Ickwell Bury Sep 2007
Ickwell Bury September 2007

The Bedfordshire Historic Environment Record [HER] lists all known prehistoric, Roman and Anglo-Saxon sites and find spots in the county. It is now on-line as part of the Heritage Gateway website. Only one prehistoric site has been found in Ickwell - a group of bronze objects from Ickwell Bury [HER 431]. These Bronze Age artefacts comprised three axes or palstaves, including one unusual type with a rib around the socket, and two possible ingots.

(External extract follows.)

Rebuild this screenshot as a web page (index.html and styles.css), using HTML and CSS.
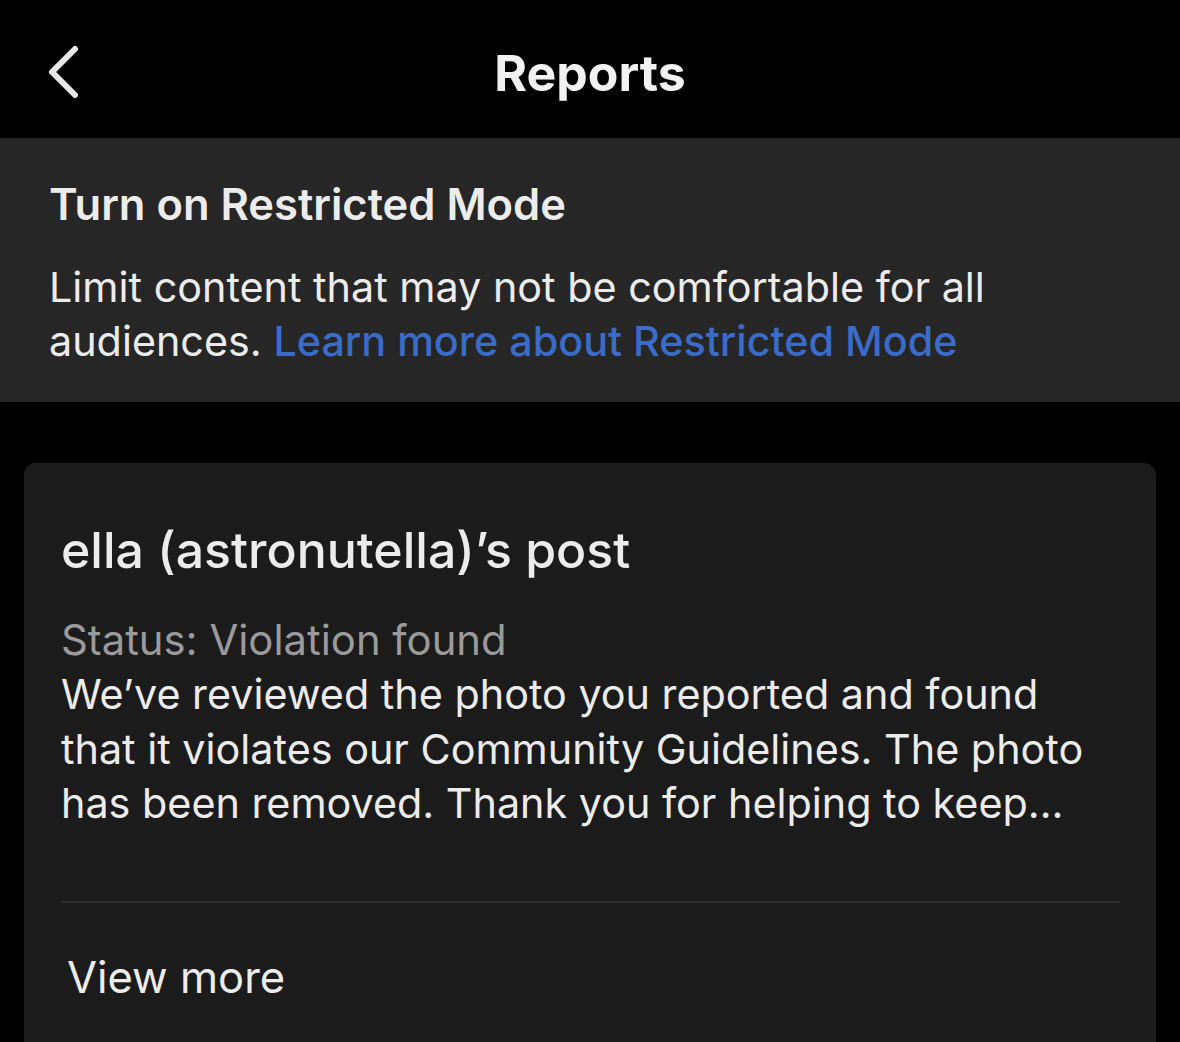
FILE: index.html
```html
<!DOCTYPE html>
<html lang="en">
<head>
  <meta charset="UTF-8" />
  <meta name="viewport" content="width=device-width, initial-scale=1.0" />
  <title>Reports</title>
  <link rel="stylesheet" href="styles.css">
</head>
<body>
  <header class="topbar">
    <a href="#" class="back" aria-label="Back">
      <svg width="40" height="56" viewBox="0 0 40 56">
        <path d="M28 5 L5 28 L28 51" fill="none" stroke="#e8e8e8" stroke-width="6" stroke-linecap="round" stroke-linejoin="round"/>
      </svg>
    </a>
    <h1>Reports</h1>
    <span></span>
  </header>

  <section class="restricted">
    <h2>Turn on Restricted Mode</h2>
    <p><span>Limit content that may not be comfortable for all audiences.</span> <a href="#">Learn more about Restricted Mode</a></p>
  </section>

  <main>
    <div class="report-card">
      <h3>ella (astronutella)’s post</h3>
      <p class="status">Status: Violation found</p>
      <p class="summary">We’ve reviewed the photo you reported and found that it violates our Community Guidelines. The photo has been removed. Thank you for helping to keep…</p>
      <hr>
      <a href="#" class="more">View more</a>
    </div>
  </main>
</body>
</html>
```

FILE: styles.css
```css
body {
  margin: 0;
  background: #000;
  color: #ececec;
  font-family: Inter, "Liberation Sans", sans-serif;
  overflow: hidden;
}
a {
  text-decoration: none;
}
.topbar {
  height: 138px;
  display: grid;
  grid-template-columns: 120px 1fr 120px;
  align-items: center;
}
.back {
  display: flex;
  padding-left: 47px;
  margin-top: 6px;
}
.topbar h1 {
  margin: 0;
  margin-top: 8px;
  text-align: center;
  font-size: 50px;
  font-weight: 700;
  color: #f2f2f2;
}
.restricted {
  background: #262626;
  height: 264px;
  box-sizing: border-box;
  padding: 36px 49px 0;
}
.restricted h2 {
  margin: 0 0 26px;
  font-size: 43.5px;
  font-weight: 600;
  line-height: 60px;
}
.restricted p {
  margin: 0;
  font-size: 41.3px;
  line-height: 54px;
}
.restricted p a {
  color: #3a6bc6;
  font-weight: 500;
}
main {
  padding: 61px 24px 0;
}
.report-card {
  background: #1b1b1b;
  border-radius: 12px;
  padding: 57px 36px 60px 37px;
  height: 600px;
}
.report-card h3 {
  margin: 0 0 33px;
  font-size: 50px;
  font-weight: 500;
  line-height: 60px;
}
.status {
  margin: 0;
  color: #9a9a9a;
  font-size: 41.8px;
  line-height: 54px;
}
.summary {
  margin: 0;
  font-size: 41.3px;
  line-height: 54.5px;
}
.report-card hr {
  border: none;
  border-top: 2px solid #2c2c2c;
  margin: 70px 0 0;
}
.more {
  display: block;
  margin-top: 47px;
  padding-left: 6px;
  color: #ececec;
  font-size: 43.5px;
  line-height: 54px;
}
```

Two Romano-British sites have been identified. Two Roman skeletons (some sources give three) were found in Church Field, north-west of Ickwell Green in or about 1845 [HER 425]. The skeletons were accompanied by three glass vessels (only two are described), all broken, pottery vessels of Samian ware, and an iron object interpreted as a bracket for hanging a lamp from a wall. Samian ware was high status red gazed pottery made in Gaul from the 1st to mid 3rd centuries AD.

More Samian vessels were reportedly found nearby in 1881 and a letter dated 1824 mentions Roman objects found at Northill. These may have come from the same site, or nearby, suggesting occupation and cemetery use.

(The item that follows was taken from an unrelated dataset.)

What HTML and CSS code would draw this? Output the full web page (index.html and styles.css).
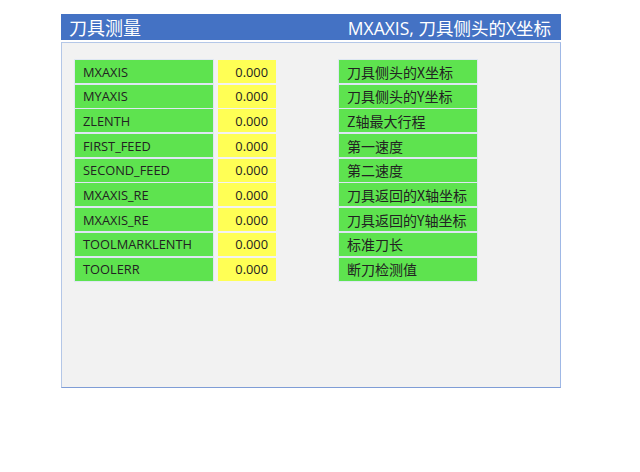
FILE: index.html
```html
<!DOCTYPE html>
<html lang="zh-CN">
<head>
    <meta charset="UTF-8">
    <meta name="viewport" content="width=device-width, initial-scale=1.0">
    <title>刀具测量</title>
    <link rel="stylesheet" href="styles.css">
</head>
<body>
    <div class="window">
        <div class="title-bar">
            <span class="title">刀具测量</span>
            <span class="hint">MXAXIS, 刀具侧头的X坐标</span>
        </div>

        <div class="panel">
            <div class="param-grid">
                <div class="cell name">MXAXIS</div>
                <div class="cell value">0.000</div>
                <div class="cell desc">刀具侧头的X坐标</div>

                <div class="cell name">MYAXIS</div>
                <div class="cell value">0.000</div>
                <div class="cell desc">刀具侧头的Y坐标</div>

                <div class="cell name">ZLENTH</div>
                <div class="cell value">0.000</div>
                <div class="cell desc">Z轴最大行程</div>

                <div class="cell name">FIRST_FEED</div>
                <div class="cell value">0.000</div>
                <div class="cell desc">第一速度</div>

                <div class="cell name">SECOND_FEED</div>
                <div class="cell value">0.000</div>
                <div class="cell desc">第二速度</div>

                <div class="cell name">MXAXIS_RE</div>
                <div class="cell value">0.000</div>
                <div class="cell desc">刀具返回的X轴坐标</div>

                <div class="cell name">MXAXIS_RE</div>
                <div class="cell value">0.000</div>
                <div class="cell desc">刀具返回的Y轴坐标</div>

                <div class="cell name">TOOLMARKLENTH</div>
                <div class="cell value">0.000</div>
                <div class="cell desc">标准刀长</div>

                <div class="cell name">TOOLERR</div>
                <div class="cell value">0.000</div>
                <div class="cell desc">断刀检测值</div>
            </div>
        </div>
    </div>
</body>
</html>
```

FILE: styles.css
```css
body {
    margin: 0;
    background-color: #fff;
    font-family: 'Open Sans', 'Noto Sans CJK SC', sans-serif;
}

.window {
    width: 500px;
    margin: 14px 0 0 61px;
}

/* Title bar */
.title-bar {
    height: 26px;
    background-color: #4472c4;
    color: #fff;
    display: flex;
    align-items: center;
    justify-content: space-between;
    padding: 0 10px 0 8px;
    font-size: 17.5px;
}

.title-bar .title {
    font-family: 'Noto Sans CJK SC', sans-serif;
    font-size: 18px;
}

/* Parameter panel */
.panel {
    margin-top: 2px;
    height: 346px;
    box-sizing: border-box;
    background-color: #f2f2f2;
    border: 1px solid #b4c7e7;
    border-bottom-color: #7f9dd6;
    border-right-color: #9fb8e6;
    padding: 17px 0 0 13px;
}

/* name | value | (spacer) description */
.param-grid {
    display: grid;
    grid-template-columns: 138px 58px 196px;
    grid-auto-rows: 23px;
    column-gap: 5px;
    row-gap: 1.7px;
}

.cell {
    display: flex;
    align-items: center;
    padding: 0 8px;
    font-size: 12.8px;
    color: #222;
    box-sizing: border-box;
    white-space: nowrap;
}

.name {
    background-color: #5ee34f;
    box-shadow: 0 0 0 1px #dfe7f3;
}

.value {
    background-color: #ffff55;
    justify-content: flex-end;
}

.desc {
    margin-left: 58px;
    background-color: #5ee34f;
    box-shadow: 0 0 0 1px #dfe7f3;
    font-family: 'Noto Sans CJK SC', sans-serif;
    font-size: 14px;
}
```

South-east of Ickwell are the clear cropmarks of a trapezoidal enclosure near to less distinct marks of a possible group of small irregular enclosures [HER16787]. This area was excavated as part of a pipeline construction in 2001.

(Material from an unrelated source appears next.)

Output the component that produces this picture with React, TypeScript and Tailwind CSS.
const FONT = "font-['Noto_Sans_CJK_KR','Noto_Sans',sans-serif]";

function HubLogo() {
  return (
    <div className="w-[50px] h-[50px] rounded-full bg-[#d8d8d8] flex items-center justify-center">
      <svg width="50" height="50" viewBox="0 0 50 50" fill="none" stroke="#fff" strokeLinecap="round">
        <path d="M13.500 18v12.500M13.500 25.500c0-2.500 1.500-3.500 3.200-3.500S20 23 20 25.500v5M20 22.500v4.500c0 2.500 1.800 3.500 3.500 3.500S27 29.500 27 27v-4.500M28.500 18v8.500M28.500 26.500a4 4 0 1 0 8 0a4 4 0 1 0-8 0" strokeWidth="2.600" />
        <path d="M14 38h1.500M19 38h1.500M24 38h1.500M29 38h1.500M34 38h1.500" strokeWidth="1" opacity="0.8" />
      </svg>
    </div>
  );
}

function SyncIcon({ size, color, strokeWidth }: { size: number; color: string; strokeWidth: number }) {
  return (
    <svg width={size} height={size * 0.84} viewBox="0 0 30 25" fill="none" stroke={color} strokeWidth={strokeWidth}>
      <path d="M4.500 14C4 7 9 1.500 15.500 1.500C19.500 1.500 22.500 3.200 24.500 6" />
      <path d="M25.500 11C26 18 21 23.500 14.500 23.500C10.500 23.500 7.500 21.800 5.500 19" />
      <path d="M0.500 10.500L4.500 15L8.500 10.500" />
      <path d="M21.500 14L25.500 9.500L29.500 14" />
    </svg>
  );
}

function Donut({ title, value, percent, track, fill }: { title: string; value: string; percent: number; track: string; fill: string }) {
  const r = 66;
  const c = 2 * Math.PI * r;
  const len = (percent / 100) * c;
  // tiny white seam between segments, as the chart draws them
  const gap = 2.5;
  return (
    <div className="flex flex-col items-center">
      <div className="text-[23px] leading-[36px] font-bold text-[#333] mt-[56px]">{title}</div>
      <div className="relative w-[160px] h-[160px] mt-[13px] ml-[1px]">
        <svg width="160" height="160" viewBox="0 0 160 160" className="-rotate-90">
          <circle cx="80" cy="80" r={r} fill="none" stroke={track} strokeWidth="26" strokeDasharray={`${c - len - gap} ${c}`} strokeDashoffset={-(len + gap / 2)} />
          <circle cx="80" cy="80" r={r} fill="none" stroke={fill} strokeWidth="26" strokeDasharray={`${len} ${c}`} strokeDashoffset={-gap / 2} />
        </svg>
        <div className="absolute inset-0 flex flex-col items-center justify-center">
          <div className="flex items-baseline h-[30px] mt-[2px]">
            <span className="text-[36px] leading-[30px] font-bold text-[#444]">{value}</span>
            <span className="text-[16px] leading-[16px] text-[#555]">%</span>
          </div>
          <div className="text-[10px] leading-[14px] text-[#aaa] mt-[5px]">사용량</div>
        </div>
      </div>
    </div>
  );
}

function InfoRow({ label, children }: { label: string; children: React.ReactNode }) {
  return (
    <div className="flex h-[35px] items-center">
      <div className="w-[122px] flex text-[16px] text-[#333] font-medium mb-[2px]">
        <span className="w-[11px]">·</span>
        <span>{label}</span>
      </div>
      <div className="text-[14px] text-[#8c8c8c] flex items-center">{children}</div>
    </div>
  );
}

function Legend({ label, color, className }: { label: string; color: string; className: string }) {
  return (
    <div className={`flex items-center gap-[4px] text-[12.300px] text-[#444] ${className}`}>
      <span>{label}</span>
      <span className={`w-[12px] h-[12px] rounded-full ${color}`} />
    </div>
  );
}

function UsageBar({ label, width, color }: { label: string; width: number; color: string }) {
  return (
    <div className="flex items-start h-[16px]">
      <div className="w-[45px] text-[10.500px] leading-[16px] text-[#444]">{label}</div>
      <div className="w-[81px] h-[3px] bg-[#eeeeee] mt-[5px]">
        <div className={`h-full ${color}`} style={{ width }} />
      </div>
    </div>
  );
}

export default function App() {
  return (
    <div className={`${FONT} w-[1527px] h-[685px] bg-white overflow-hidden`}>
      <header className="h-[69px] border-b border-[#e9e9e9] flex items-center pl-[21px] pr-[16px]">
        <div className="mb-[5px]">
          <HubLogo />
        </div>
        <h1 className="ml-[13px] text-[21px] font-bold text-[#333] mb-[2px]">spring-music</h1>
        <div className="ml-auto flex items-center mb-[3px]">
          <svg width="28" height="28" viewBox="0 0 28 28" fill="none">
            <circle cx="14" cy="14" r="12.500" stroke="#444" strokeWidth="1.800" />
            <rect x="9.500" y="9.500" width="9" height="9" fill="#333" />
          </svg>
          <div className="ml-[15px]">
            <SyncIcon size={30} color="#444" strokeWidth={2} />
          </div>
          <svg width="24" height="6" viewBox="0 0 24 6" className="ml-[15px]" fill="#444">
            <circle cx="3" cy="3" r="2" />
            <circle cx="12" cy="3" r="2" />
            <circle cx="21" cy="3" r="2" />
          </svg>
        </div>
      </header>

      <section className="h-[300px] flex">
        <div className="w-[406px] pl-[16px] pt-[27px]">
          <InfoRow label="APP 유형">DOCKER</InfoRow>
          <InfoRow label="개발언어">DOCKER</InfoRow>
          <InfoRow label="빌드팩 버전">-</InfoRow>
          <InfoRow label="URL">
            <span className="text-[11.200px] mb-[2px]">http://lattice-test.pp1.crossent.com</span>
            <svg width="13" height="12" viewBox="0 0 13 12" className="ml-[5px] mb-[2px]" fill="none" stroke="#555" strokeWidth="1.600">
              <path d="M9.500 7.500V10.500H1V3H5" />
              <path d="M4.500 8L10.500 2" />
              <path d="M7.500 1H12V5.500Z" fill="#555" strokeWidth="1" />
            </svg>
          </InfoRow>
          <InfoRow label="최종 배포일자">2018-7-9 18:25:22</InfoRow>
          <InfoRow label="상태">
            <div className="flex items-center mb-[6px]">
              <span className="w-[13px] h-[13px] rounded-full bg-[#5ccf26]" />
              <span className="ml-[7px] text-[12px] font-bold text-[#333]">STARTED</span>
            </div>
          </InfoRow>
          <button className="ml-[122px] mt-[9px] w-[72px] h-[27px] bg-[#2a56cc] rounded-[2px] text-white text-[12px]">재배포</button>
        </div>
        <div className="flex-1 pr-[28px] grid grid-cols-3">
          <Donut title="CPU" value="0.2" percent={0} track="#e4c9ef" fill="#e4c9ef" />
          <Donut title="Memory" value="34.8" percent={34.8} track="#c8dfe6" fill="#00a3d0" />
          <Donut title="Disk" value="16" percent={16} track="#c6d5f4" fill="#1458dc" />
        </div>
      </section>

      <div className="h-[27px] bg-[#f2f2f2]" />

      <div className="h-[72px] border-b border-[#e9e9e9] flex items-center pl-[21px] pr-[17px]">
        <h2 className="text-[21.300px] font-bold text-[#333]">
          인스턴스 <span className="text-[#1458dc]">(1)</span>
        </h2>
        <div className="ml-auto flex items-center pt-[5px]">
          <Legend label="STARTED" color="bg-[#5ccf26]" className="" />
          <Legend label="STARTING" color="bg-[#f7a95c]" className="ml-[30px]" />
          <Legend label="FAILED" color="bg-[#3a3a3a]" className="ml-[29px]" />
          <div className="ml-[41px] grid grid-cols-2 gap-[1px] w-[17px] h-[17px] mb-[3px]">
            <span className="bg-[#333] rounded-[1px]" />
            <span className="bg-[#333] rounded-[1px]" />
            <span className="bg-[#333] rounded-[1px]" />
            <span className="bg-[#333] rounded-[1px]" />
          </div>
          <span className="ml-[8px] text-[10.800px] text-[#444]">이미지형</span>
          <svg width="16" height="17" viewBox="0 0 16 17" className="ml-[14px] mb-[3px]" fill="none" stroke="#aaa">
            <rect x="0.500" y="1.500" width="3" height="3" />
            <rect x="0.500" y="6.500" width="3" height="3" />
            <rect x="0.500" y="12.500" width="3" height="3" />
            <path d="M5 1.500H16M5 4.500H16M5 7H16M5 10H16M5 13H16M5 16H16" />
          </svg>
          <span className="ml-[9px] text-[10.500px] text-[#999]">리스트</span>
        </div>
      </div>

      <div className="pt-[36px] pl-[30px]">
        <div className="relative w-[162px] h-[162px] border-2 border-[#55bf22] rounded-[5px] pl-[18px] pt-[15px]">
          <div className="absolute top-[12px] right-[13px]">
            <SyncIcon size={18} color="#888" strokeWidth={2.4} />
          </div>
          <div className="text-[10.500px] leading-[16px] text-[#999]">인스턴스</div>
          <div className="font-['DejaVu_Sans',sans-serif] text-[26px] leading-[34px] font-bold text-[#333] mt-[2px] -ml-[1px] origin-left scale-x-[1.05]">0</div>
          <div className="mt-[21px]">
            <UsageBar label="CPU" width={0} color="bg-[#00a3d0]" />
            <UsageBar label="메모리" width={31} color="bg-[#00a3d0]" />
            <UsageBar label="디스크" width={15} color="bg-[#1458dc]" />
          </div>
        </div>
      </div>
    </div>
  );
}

The excavations uncovered a number of ditches and pits which spanned the whole Roman period. There was a significant quantity of domestic refuse in the fills which indicated that the features were on the edge of a settlement, probably located further north on the site of the trapezoidal enclosure cropmark. Several hundred metres east of these features an isolated, undated, crouched burial was found in poor condition.

The site produced three concentrations of archaeology which all seemed to follow the same pattern of starting in the mid 1st century with a high amount of features dating to the late 1st and 2nd centuries. There was then a period of minimal activity in the 3rd century which picked up in the 4th century when new features were dug and old ones cleaned out or recut.